[start Data provided]
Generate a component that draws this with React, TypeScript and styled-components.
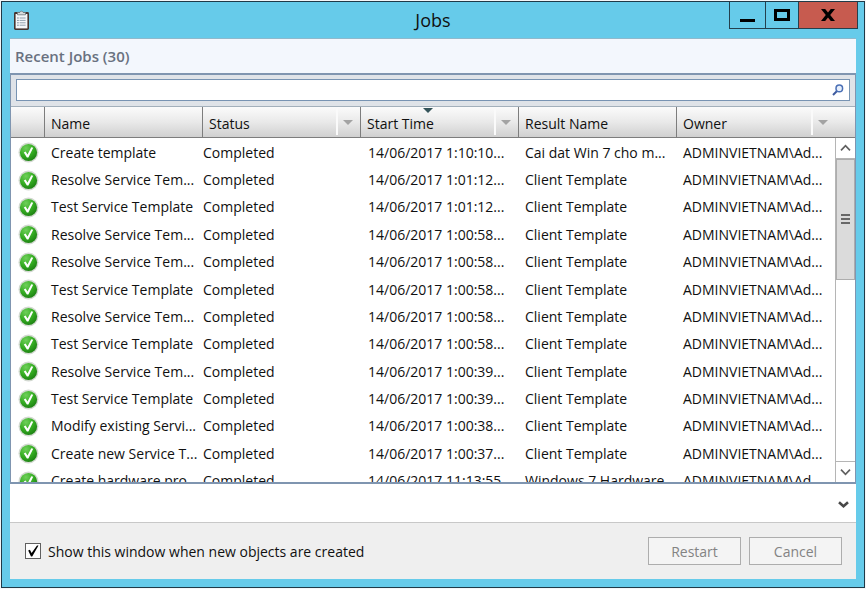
import React from "react";
import styled, { createGlobalStyle } from "styled-components";

const GlobalStyle = createGlobalStyle`
  * { box-sizing: border-box; }
  body { margin: 0; background: #f4f6f8; }
  body, button, input {
    font-family: "Open Sans", "Noto Sans", sans-serif;
    font-size: 14px;
    color: #101010;
  }
  button { padding: 0; border: 0; background: none; }
`;

const Desktop = styled.div`
  height: 100vh;
  min-height: 320px;
  padding: 1px;
  display: flex;
`;

const Window = styled.main`
  flex: 1;
  min-width: 0;
  display: flex;
  flex-direction: column;
  border: 1px solid #1f3a48;
  background: #66cbea;
`;

const TitleBar = styled.header`
  flex: none;
  height: 36px;
  padding: 0 6px;
  display: grid;
  grid-template-columns: 1fr auto 1fr;
  align-items: center;
`;

const TitleIcon = styled.svg`
  display: block;
  margin: 0 0 0 5px;
`;

const Title = styled.h1`
  margin: 0;
  font-size: 18px;
  line-height: 36px;
  font-weight: 400;
`;

const Caption = styled.div`
  align-self: start;
  justify-self: end;
  display: flex;
  height: 27px;
`;

const CaptionButton = styled.button<{ $width: number; $danger?: boolean }>`
  width: ${(p) => p.$width}px;
  display: grid;
  place-items: center;
  border: solid #24404d;
  border-width: 0 1px 1px 0;
  background: ${(p) => (p.$danger ? "#c75b4f" : "transparent")};
  &:first-child { border-left-width: 1px; }
`;

const Content = styled.div`
  flex: 1;
  min-height: 0;
  margin: 0 8px 8px;
  display: flex;
  flex-direction: column;
  background: #efefef;
`;

const SectionTitle = styled.h2`
  flex: none;
  margin: 0;
  height: 35px;
  padding-left: 5px;
  border-top: 1px solid #8fb9cc;
  background: #f3f7fd;
  color: #697180;
  font-size: 15px;
  line-height: 34px;
  font-weight: 600;
`;

const JobsPanel = styled.section`
  flex: 1;
  min-height: 0;
  display: flex;
  flex-direction: column;
  border: solid #7f95b0;
  border-width: 2px 1px;
  background: #fff;
`;

const SearchBar = styled.div`
  flex: none;
  height: 32px;
  padding: 4px 5px 5px 5px;
  background: #dfe3e8;
  border-bottom: 1px solid #a3b0bb;
`;

const SearchField = styled.label`
  height: 100%;
  display: flex;
  align-items: center;
  border: 1px solid #7894b3;
  background: #fff;
  padding-right: 5px;
`;

const SearchInput = styled.input`
  flex: 1;
  min-width: 0;
  border: 0;
  outline: 0;
  height: 18px;
  background: transparent;
`;

const ListArea = styled.div`
  flex: 1;
  min-height: 0;
  overflow: hidden;
  display: grid;
  grid-template: 31px minmax(0, 1fr) / minmax(0, 1fr) 20px;
`;

const JobTable = styled.table`
  grid-area: 1 / 1 / 3 / 3;
  width: 100%;
  height: 387px;
  table-layout: fixed;
  border-collapse: separate;
  border-spacing: 0;
`;

const Column = styled.col<{ $width?: number }>`
  width: ${(p) => (p.$width ? `${p.$width}px` : "auto")};
`;

const HeadCell = styled.th`
  position: relative;
  height: 31px;
  padding: 0;
  border: solid #7d7d7d;
  border-width: 0 1px 1px 0;
  background: linear-gradient(#fbfbfb, #e9e9e9 50%, #d0d0d0);
  text-align: left;
  font-weight: 400;
  &:last-child { border-right: 0; }
`;

const HeadContent = styled.div<{ $scrollGap?: boolean }>`
  height: 30px;
  display: flex;
  align-items: center;
  padding-left: 6px;
  padding-right: ${(p) => (p.$scrollGap ? 20 : 0)}px;
`;

const HeadLabel = styled.span`
  flex: 1;
  padding-top: 3px;
  white-space: nowrap;
`;

const FilterButton = styled.button`
  width: 24px;
  height: 26px;
  padding-right: 2px;
  display: grid;
  place-items: center;
  border-left: 2px solid #fafafa;
`;

const SortMark = styled.svg`
  position: absolute;
  top: 1px;
  left: calc(50% - 17px);
`;

const Cell = styled.td<{ $inset: number }>`
  padding: 2px 0 0 ${(p) => p.$inset}px;
  overflow: hidden;
  white-space: nowrap;
  line-height: 20px;
  vertical-align: middle;
`;

const StatusIcon = styled.svg`
  display: block;
`;

const ScrollBar = styled.div`
  grid-area: 2 / 2;
  display: flex;
  flex-direction: column;
  border-left: 1px solid #b5b5b5;
  background: #fff;
`;

const ScrollButton = styled.button<{ $end?: boolean }>`
  flex: none;
  height: 21px;
  display: grid;
  place-items: center;
  background: #fff;
  border-bottom: ${(p) => (p.$end ? "0" : "1px solid #b5b5b5")};
  border-top: ${(p) => (p.$end ? "1px solid #b5b5b5" : "0")};
`;

const ScrollTrack = styled.div`
  flex: 1;
  min-height: 0;
`;

const ScrollThumb = styled.div`
  height: 40%;
  display: grid;
  place-items: center;
  border: 1px solid #adadad;
  background: #dbdbdb;
`;

const DetailsBar = styled.div`
  flex: none;
  height: 39px;
  display: flex;
  align-items: center;
  justify-content: flex-end;
  padding-right: 7px;
  border-bottom: 1px solid #c8c8c8;
  background: #fff;
`;

const IconButton = styled.button`
  display: block;
`;

const Footer = styled.footer`
  flex: none;
  height: 56px;
  display: flex;
  align-items: center;
  gap: 8px;
  padding: 0 14px 0 15px;
`;

const CheckLabel = styled.label`
  flex: 1;
  display: flex;
  align-items: center;
  gap: 7px;
`;

const CheckBox = styled.input`
  appearance: none;
  margin: 0;
  width: 16px;
  height: 16px;
  border: 1px solid #606060;
  background: #fff;
  &:checked {
    background: #fff url("data:image/svg+xml,%3Csvg xmlns='http://www.w3.org/2000/svg' viewBox='0 0 14 14'%3E%3Cpath d='M2.2 6.6 3.9 5.8 5.6 9 11 1.5h1.5L6.2 12.4H5z' fill='%23000'/%3E%3C/svg%3E") center / 14px 14px no-repeat;
  }
`;

const ActionButton = styled.button`
  width: 93px;
  height: 28px;
  border: 1px solid #adadad;
  background: #f4f4f4;
  &:disabled { color: #838383; }
`;

type Job = [name: string, start: string, result: string];

const jobs: Job[] = [
  ["Create template", "14/06/2017 1:10:10...", "Cai dat Win 7 cho m..."],
  ["Resolve Service Tem...", "14/06/2017 1:01:12...", "Client Template"],
  ["Test Service Template", "14/06/2017 1:01:12...", "Client Template"],
  ["Resolve Service Tem...", "14/06/2017 1:00:58...", "Client Template"],
  ["Resolve Service Tem...", "14/06/2017 1:00:58...", "Client Template"],
  ["Test Service Template", "14/06/2017 1:00:58...", "Client Template"],
  ["Resolve Service Tem...", "14/06/2017 1:00:58...", "Client Template"],
  ["Test Service Template", "14/06/2017 1:00:58...", "Client Template"],
  ["Resolve Service Tem...", "14/06/2017 1:00:39...", "Client Template"],
  ["Test Service Template", "14/06/2017 1:00:39...", "Client Template"],
  ["Modify existing Servi...", "14/06/2017 1:00:38...", "Client Template"],
  ["Create new Service T...", "14/06/2017 1:00:37...", "Client Template"],
  ["Create hardware pro...", "14/06/2017 11:13:55...", "Windows 7 Hardware..."],
];

const columns = [
  { label: "Name" },
  { label: "Status", filter: true },
  { label: "Start Time", filter: true, sorted: true },
  { label: "Result Name" },
  { label: "Owner", filter: true, last: true },
];

function Completed() {
  return (
    <StatusIcon width="21" height="21" viewBox="0 0 21 21" role="img" aria-label="Success">
      <defs>
        <radialGradient id="ball" cx="0.35" cy="0.25" r="0.8">
          <stop offset="0" stopColor="#6fd05a" />
          <stop offset="0.55" stopColor="#35ad22" />
          <stop offset="1" stopColor="#1c7f12" />
        </radialGradient>
      </defs>
      <circle cx="10.5" cy="10.5" r="10" fill="#d3d9d1" />
      <circle cx="10.5" cy="10.5" r="8.6" fill="url(#ball)" />
      <path d="M5.8 10.6 7.6 9.5 9.5 12.4 13.3 5.2 15.2 5.8 10.4 15.6H8.9z" fill="#fff" />
    </StatusIcon>
  );
}

function Chevron({ up }: { up?: boolean }) {
  return (
    <svg width="11" height="8" viewBox="0 0 11 8" aria-hidden="true">
      <path
        d={up ? "M1 6.3 5.5 1.7 10 6.3" : "M1 1.7 5.5 6.3 10 1.7"}
        fill="none"
        stroke="#606060"
        strokeWidth="1.7"
      />
    </svg>
  );
}

export default function App() {
  return (
    <>
      <GlobalStyle />
      <Desktop>
        <Window>
          <TitleBar>
            <TitleIcon width="17" height="21" viewBox="0 0 17 21" aria-hidden="true">
              <rect x="1" y="2" width="15" height="18" rx="1.4" fill="#46342f" />
              <rect x="2.6" y="4" width="11.8" height="14.4" fill="#f5f7f9" />
              <path d="M4.5 4.8V2.4h2.3a1.8 1.8 0 0 1 3.4 0h2.3v2.4z" fill="#d9dcdd" stroke="#697579" strokeWidth=".8" />
              <path d="M4.3 8h1.3M4.3 10.4h1.3M4.3 12.8h1.3M4.3 15.2h1.3" stroke="#55677d" strokeWidth="1" />
              <path d="M6.6 8h6M6.6 10.4h6M6.6 12.8h6M6.6 15.2h6" stroke="#93a0ae" strokeWidth="1" />
            </TitleIcon>
            <Title>Jobs</Title>
            <Caption>
              <CaptionButton $width={37} aria-label="Minimize">
                <svg width="15" height="15" viewBox="0 0 15 15"><path d="M0 11h15v3H0z" /></svg>
              </CaptionButton>
              <CaptionButton $width={33} aria-label="Maximize">
                <svg width="16" height="12" viewBox="0 0 16 12"><path d="M1.5 1.5h13v9h-13z" fill="none" stroke="#000" strokeWidth="3" /></svg>
              </CaptionButton>
              <CaptionButton $width={59} $danger aria-label="Close">
                <svg width="14" height="12" viewBox="0 0 14 12"><path d="M0 0h4.2L7 3.6 9.8 0H14L9.2 6 14 12H9.8L7 8.4 4.2 12H0l4.8-6z" /></svg>
              </CaptionButton>
            </Caption>
          </TitleBar>
          <Content>
            <SectionTitle>Recent Jobs (30)</SectionTitle>
            <JobsPanel>
              <SearchBar>
                <SearchField>
                  <SearchInput type="text" aria-label="Search jobs" />
                  <svg width="12" height="12" viewBox="0 0 12 12" aria-hidden="true">
                    <path d="M5 7 1 11" stroke="#3d5a9e" strokeWidth="2" />
                    <circle cx="7.3" cy="4.4" r="3.3" fill="#e6effc" stroke="#4a6fb5" strokeWidth="1.5" />
                  </svg>
                </SearchField>
              </SearchBar>
              <ListArea>
                <JobTable>
                  <colgroup>
                    <Column $width={34} />
                    <Column $width={158} />
                    <Column $width={158} />
                    <Column $width={158} />
                    <Column $width={158} />
                    <Column />
                  </colgroup>
                  <thead>
                    <tr>
                      <HeadCell scope="col" aria-label="State" />
                      {columns.map((c) => (
                        <HeadCell key={c.label} scope="col" aria-sort={c.sorted ? "descending" : undefined}>
                          {c.sorted && (
                            <SortMark width="10" height="5" viewBox="0 0 10 5" aria-hidden="true">
                              <path d="M0 0h10L5 5z" fill="#35545a" />
                            </SortMark>
                          )}
                          <HeadContent $scrollGap={c.last}>
                            <HeadLabel>{c.label}</HeadLabel>
                            {c.filter && (
                              <FilterButton aria-label={`Filter ${c.label}`}>
                                <svg width="10" height="5" viewBox="0 0 10 5"><path d="M0 0h10L5 5z" fill="#a3a3a3" /></svg>
                              </FilterButton>
                            )}
                          </HeadContent>
                        </HeadCell>
                      ))}
                    </tr>
                  </thead>
                  <tbody>
                    {jobs.map(([name, start, result], i) => (
                      <tr key={i}>
                        <Cell $inset={7}><Completed /></Cell>
                        <Cell $inset={6}>{name}</Cell>
                        <Cell $inset={0}>Completed</Cell>
                        <Cell $inset={7}>{start}</Cell>
                        <Cell $inset={6}>{result}</Cell>
                        <Cell $inset={6}>ADMINVIETNAM\Ad...</Cell>
                      </tr>
                    ))}
                  </tbody>
                </JobTable>
                <ScrollBar>
                  <ScrollButton aria-label="Scroll up"><Chevron up /></ScrollButton>
                  <ScrollTrack>
                    <ScrollThumb>
                      <svg width="9" height="10" viewBox="0 0 9 10" aria-hidden="true">
                        <path d="M0 1h9M0 5h9M0 9h9" stroke="#686868" strokeWidth="2" />
                      </svg>
                    </ScrollThumb>
                  </ScrollTrack>
                  <ScrollButton $end aria-label="Scroll down"><Chevron /></ScrollButton>
                </ScrollBar>
              </ListArea>
            </JobsPanel>
            <DetailsBar>
              <IconButton aria-label="Show details">
                <svg width="11" height="8" viewBox="0 0 11 8"><path d="M1 1.3 5.5 5.3 10 1.3" fill="none" stroke="#484848" strokeWidth="2.6" /></svg>
              </IconButton>
            </DetailsBar>
            <Footer>
              <CheckLabel>
                <CheckBox type="checkbox" defaultChecked />
                Show this window when new objects are created
              </CheckLabel>
              <ActionButton disabled>Restart</ActionButton>
              <ActionButton disabled>Cancel</ActionButton>
            </Footer>
          </Content>
        </Window>
      </Desktop>
    </>
  );
}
[end Data provided]
*Problem description*: Identify the lines that hold the word "React". Copy every one of them.

*Result*:
Generate a component that draws this with React, TypeScript and styled-components.
import React from "react";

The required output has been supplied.